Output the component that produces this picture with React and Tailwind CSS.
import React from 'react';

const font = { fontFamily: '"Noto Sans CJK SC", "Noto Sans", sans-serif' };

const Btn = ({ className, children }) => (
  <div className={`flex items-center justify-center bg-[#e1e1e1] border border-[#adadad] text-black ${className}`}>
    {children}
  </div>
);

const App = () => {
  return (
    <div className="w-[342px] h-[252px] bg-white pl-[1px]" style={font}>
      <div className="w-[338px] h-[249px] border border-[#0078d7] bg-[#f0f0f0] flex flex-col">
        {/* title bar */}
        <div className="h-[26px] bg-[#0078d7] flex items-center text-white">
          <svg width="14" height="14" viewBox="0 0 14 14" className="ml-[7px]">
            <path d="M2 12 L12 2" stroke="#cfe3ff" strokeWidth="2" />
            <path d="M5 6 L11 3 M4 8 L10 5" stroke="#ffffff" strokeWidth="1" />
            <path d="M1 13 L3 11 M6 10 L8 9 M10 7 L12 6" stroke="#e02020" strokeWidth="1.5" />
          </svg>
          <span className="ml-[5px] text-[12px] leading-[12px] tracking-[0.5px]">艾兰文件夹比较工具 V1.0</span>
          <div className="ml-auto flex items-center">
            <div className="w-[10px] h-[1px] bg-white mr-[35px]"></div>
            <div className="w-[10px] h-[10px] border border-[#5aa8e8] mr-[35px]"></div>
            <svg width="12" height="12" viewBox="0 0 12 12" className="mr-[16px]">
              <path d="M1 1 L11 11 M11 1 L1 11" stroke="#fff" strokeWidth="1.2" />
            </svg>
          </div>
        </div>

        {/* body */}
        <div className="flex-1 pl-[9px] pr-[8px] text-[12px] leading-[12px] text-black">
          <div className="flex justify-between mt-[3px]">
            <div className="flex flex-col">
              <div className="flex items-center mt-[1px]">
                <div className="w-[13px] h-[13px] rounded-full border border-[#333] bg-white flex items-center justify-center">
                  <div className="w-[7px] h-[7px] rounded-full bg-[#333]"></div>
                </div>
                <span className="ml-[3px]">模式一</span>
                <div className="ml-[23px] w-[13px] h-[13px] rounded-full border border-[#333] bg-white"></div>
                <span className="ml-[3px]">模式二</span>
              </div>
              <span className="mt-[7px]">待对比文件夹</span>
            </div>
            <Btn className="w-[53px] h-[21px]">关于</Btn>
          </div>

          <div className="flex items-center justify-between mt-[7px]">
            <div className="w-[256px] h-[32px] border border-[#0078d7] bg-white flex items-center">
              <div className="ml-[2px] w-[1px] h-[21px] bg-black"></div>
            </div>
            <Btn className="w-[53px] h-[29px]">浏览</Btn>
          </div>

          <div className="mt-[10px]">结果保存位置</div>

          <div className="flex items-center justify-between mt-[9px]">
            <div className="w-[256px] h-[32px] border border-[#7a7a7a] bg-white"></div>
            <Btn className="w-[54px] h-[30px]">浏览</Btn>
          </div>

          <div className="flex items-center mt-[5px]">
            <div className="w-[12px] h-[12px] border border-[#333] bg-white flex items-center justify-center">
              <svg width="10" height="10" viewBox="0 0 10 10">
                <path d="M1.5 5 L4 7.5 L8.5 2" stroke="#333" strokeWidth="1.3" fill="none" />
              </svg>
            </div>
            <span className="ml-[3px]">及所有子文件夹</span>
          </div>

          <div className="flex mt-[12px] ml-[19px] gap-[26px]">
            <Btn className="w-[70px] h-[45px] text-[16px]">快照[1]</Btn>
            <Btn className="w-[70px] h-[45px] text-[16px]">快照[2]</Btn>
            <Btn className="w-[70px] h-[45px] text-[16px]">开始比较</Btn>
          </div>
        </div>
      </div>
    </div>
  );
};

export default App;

◇ ◇ ◇ ◇ ◇

Locate each line with the word "React" and copy it.

■ Response to the exercise ■
Output the component that produces this picture with React and Tailwind CSS.
import React from 'react';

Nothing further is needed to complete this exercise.